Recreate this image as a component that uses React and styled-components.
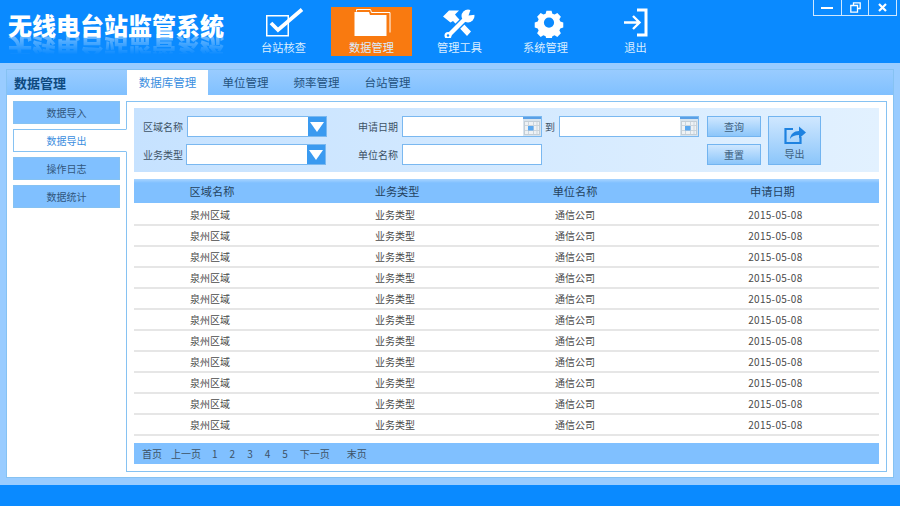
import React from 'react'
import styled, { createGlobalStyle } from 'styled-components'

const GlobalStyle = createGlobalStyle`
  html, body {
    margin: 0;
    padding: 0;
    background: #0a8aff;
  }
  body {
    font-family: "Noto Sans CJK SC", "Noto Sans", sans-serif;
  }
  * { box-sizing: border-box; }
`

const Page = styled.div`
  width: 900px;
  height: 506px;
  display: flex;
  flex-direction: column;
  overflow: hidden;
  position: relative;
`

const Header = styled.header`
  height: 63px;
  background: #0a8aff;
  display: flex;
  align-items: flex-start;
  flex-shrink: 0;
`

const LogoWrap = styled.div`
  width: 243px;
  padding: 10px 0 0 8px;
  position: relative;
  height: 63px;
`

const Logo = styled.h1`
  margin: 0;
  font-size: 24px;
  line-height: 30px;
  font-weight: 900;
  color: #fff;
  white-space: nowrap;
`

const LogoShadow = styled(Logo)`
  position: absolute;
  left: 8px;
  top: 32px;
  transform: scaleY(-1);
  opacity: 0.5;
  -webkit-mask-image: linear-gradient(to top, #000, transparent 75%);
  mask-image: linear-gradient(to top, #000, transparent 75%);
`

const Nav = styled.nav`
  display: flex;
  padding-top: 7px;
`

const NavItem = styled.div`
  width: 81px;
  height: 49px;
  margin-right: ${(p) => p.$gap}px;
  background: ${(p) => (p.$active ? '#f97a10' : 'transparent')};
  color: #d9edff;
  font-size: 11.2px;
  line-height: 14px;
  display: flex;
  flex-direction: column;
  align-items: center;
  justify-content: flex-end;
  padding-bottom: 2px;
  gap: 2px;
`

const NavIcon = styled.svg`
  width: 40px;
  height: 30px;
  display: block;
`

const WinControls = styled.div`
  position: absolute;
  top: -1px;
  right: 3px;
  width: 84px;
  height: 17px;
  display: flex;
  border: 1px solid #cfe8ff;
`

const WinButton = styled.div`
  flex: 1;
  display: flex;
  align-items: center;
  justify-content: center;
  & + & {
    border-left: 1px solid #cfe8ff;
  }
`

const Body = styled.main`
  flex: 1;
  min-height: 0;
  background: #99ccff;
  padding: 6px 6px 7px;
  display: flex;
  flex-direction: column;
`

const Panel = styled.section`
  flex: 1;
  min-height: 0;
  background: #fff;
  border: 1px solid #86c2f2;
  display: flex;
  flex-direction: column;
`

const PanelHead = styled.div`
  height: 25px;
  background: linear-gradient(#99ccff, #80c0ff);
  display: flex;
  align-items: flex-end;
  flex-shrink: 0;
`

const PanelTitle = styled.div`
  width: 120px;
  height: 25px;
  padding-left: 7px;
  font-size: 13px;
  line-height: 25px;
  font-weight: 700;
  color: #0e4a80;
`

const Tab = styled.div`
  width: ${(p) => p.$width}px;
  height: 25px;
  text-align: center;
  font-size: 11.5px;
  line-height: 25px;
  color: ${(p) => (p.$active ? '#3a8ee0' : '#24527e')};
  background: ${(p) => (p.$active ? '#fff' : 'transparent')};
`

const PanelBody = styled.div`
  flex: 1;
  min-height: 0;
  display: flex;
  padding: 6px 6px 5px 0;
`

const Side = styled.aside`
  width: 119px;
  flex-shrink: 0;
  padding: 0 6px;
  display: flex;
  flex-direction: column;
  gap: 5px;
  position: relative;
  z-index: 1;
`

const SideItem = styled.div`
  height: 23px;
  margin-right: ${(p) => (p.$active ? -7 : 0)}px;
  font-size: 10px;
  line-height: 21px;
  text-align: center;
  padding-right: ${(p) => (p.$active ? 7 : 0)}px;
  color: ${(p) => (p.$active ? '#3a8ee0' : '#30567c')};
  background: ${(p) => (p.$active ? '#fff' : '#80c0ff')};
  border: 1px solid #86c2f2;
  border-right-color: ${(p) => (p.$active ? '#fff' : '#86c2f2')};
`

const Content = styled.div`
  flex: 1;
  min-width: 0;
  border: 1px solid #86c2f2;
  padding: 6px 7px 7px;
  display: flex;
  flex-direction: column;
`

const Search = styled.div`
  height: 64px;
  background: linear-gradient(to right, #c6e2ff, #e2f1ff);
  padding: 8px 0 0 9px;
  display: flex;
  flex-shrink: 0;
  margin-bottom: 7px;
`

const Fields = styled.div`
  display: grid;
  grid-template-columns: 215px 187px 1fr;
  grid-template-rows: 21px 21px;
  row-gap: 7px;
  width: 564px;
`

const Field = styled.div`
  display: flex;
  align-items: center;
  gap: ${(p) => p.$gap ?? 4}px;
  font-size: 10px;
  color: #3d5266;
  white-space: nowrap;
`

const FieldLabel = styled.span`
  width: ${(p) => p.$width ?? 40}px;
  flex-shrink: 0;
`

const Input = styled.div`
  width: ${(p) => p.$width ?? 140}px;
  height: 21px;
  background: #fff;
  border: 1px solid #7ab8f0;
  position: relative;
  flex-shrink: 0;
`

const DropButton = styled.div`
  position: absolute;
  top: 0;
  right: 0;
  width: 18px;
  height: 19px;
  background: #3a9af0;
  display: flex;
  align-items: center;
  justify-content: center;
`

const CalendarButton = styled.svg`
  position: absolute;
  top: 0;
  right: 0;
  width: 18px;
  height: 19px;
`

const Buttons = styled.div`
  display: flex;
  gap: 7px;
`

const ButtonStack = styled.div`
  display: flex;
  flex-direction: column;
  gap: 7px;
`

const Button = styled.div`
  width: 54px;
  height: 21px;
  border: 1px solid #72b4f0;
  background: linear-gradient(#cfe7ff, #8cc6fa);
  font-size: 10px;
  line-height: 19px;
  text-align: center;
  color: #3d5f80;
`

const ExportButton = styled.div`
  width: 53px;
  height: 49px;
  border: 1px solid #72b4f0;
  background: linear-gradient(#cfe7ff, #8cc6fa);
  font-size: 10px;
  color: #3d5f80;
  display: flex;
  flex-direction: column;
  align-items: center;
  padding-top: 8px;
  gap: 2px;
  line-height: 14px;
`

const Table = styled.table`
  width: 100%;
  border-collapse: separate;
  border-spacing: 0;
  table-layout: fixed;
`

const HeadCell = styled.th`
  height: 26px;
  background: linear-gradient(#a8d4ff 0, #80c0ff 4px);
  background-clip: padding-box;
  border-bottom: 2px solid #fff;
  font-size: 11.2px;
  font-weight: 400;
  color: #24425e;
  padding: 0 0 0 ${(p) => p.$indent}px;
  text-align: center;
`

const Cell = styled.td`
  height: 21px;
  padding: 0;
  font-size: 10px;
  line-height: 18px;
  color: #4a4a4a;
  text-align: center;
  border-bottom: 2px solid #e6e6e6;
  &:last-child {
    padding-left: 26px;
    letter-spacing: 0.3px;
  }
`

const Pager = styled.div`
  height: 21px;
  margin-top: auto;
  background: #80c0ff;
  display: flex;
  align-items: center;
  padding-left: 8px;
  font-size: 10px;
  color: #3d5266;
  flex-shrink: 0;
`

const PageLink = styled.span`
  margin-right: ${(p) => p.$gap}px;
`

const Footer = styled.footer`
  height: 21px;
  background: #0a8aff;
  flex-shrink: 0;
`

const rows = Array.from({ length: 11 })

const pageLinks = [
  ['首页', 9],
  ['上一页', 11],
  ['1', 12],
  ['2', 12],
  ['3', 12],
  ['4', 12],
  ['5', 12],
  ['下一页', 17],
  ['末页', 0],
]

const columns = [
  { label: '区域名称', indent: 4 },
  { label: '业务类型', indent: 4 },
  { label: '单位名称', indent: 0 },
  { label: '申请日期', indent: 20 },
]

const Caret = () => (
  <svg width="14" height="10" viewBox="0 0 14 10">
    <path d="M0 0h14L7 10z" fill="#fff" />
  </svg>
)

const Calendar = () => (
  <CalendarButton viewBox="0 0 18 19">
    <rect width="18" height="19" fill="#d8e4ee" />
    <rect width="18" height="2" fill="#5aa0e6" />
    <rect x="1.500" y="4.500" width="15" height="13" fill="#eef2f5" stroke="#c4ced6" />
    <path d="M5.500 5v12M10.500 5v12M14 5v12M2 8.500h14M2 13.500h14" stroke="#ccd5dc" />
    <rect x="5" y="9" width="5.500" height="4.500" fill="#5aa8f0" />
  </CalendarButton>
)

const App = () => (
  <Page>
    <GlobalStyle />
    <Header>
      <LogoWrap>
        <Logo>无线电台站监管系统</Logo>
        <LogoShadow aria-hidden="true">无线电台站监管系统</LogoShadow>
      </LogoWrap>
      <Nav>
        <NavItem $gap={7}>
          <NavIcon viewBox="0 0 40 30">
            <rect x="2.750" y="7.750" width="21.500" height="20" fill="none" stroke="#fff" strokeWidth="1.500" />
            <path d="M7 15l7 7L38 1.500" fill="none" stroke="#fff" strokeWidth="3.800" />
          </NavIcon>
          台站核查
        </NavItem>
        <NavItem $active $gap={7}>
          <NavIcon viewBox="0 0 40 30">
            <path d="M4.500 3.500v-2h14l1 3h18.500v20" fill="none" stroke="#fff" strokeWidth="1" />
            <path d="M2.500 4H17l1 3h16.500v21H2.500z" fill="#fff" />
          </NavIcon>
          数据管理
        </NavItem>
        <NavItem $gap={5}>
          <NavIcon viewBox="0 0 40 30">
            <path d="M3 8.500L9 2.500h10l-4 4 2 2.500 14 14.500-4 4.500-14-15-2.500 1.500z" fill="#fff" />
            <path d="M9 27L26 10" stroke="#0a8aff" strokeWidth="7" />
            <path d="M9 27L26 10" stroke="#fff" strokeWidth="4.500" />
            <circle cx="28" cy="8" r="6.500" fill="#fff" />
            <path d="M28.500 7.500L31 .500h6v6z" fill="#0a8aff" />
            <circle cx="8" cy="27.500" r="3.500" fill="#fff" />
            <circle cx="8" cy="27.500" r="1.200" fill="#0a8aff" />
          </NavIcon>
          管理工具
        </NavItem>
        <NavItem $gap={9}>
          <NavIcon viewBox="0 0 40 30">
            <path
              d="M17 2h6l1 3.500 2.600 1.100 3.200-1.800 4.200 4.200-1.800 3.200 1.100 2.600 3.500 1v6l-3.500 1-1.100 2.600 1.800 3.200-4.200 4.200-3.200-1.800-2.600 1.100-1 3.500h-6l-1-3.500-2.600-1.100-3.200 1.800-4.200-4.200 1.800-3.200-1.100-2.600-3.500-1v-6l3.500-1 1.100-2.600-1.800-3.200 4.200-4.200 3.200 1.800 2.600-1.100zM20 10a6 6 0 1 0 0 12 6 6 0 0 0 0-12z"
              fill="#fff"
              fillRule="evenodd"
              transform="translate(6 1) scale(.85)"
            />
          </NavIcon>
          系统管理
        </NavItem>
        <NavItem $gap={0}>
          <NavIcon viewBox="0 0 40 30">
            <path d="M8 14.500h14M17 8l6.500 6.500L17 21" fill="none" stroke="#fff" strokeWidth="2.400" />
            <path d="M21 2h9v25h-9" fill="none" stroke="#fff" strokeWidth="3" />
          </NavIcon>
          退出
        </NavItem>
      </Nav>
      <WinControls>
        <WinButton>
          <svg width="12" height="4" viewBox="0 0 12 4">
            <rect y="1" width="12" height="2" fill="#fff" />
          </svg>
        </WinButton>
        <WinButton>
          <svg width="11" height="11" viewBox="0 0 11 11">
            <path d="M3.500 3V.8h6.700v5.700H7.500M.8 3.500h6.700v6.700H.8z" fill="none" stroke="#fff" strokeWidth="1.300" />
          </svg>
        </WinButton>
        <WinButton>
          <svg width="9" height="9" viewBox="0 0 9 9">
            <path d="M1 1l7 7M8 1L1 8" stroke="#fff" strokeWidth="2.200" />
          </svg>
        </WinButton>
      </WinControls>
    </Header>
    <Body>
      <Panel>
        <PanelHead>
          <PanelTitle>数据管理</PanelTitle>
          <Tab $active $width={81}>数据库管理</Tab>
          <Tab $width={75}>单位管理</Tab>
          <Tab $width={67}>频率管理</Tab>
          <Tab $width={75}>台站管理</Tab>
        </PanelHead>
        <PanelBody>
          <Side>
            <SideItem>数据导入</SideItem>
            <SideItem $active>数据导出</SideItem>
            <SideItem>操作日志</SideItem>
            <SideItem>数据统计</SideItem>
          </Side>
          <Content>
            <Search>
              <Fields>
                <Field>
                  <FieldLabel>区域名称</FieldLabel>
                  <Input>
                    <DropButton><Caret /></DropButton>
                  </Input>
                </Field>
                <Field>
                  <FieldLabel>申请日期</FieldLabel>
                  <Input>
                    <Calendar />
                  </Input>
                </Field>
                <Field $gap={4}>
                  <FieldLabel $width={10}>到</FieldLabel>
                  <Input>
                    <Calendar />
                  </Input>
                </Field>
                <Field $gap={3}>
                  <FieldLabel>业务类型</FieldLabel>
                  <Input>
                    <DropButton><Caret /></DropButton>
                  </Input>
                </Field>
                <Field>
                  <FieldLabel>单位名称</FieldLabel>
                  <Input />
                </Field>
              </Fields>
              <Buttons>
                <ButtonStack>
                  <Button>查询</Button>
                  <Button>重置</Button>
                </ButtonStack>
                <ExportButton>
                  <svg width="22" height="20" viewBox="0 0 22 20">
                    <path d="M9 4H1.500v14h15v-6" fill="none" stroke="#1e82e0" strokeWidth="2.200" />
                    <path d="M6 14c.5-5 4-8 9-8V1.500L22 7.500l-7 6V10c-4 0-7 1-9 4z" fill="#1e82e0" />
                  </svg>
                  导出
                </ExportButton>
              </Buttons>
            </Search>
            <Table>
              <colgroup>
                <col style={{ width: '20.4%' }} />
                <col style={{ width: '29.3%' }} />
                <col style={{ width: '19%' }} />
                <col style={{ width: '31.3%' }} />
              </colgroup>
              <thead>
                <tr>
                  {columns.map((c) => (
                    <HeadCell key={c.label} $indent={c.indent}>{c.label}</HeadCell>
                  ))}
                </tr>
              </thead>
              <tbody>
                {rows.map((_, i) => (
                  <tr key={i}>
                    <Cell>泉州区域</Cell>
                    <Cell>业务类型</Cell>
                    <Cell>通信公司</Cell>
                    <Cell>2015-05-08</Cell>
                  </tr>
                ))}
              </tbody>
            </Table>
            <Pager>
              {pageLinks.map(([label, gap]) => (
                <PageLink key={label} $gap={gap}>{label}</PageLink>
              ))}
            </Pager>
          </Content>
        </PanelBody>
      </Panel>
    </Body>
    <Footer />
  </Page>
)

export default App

========================================================================

■ Given task:
Where a line above contains the word "components", copy that line.

■ Result of the exercise:
Recreate this image as a component that uses React and styled-components.
import styled, { createGlobalStyle } from 'styled-components'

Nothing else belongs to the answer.